NEW YORK — In case the real world’s not scary enough, there are plenty of Halloween attractions out there designed to completely freak you out. One in New York called This Is Real promises to “literally kidnap you and stash you in a Brooklyn warehouse.” Fortunately, you can also find happy pumpkin-themed events if you seek a gentler approach to the holiday.
Here are some options, from family friendly to utterly terrifying.
Family fun
A pumpkin made of more than 100,000 Lego bricks can be seen at Legoland in Winter Haven, Fla., and Carlsbad, Calif.. The Legoland parks are hosting Brick-or-Treat celebrations on select dates.
At Dollywood in Pigeon Forge, Tenn., a new family friendly event called Great Pumpkin Luminights is under way through Oct. 28.
Disney parks also offer a variety of Halloween celebrations. At Walt Disney World’s Magic Kingdom in Lake Buena Vista, Fla., Mickey’s Not-So-Scary Halloween Party takes place on select nights through Nov. 1 with a parade, fireworks, costumed characters and treat trails. Tickets are separate from regular park admission. Mickey’s Halloween Party at Disneyland Resort in Anaheim, Calif., is so popular that it’s already sold out for this year.
Disney California Adventure has other new Halloween-themed features. Guardians of the Galaxy — Mission: Breakout, which opened in May, is hosting Monsters After Dark nightly through Oct. 31 and Cars Land has been redecorated and dressed up for Haul-O-Ween.
Real enough for you?
Intense storylines, high-tech special effects and actors who know how to spike your adrenaline without ever harming a hair on your head have become a big trend in Halloween attractions in the last few years. Many of them have warnings and age limits so check for details before you buy tickets.
The immersive This Is Real experience is billed as an interactive, survivalist game in an “extreme escape room.” The attraction charges $95 to $110 to lock you up in an abandoned Brooklyn warehouse where, the company says, you will watch a “psychopath kill others. They implore you to help them, but you cannot. Your time has come. You have just one shot at getting away if you are to survive.”
HauntWorld.com’s “scariest haunted houses” lists freaky attractions such as Erebus in Pontiac, Mich., with a half-mile walk inside a creepy building where “things grab you, bite you, land on top of you, and then we will bury you alive.”
Among the best-known and most popular Halloween extravaganzas are Universal Orlando’s Halloween Horror Nights, in both the Orlando, Fla. and Los Angeles theme parks, featuring haunted houses, scare zones, mazes and movie-quality sets and productions. Many of the attractions are themed on popular horror genre films and shows. The forthcoming horror film “Jigsaw,” part of the “Saw” franchise, inspired a new haunted house in Orlando and a new maze at the Hollywood park this season.
Around the U.S.
Just about every region around the U.S. has local Halloween attractions, from haunted hayrides to huge displays of elaborately carved pumpkins. But some events and attractions also draw lots of out-of-towners.

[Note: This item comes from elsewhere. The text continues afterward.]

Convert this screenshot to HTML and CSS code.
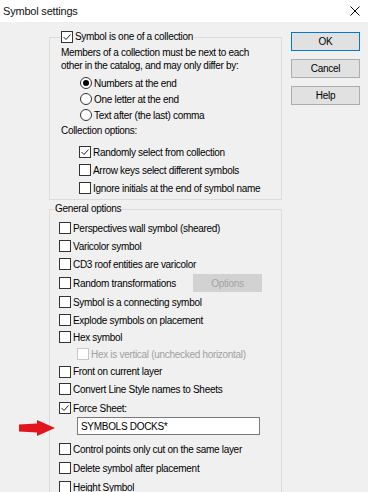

In Philadelphia, visitors from all 50 states and 40 foreign countries bought tickets last year to Terror Behind the Walls at Eastern State Penitentiary, which is a real abandoned prison.
Salem, Mass., known for its all-too-real 17th century witch trials, also typically gets more than a half-million visitors from around the world throughout October for the city’s Haunted Happenings.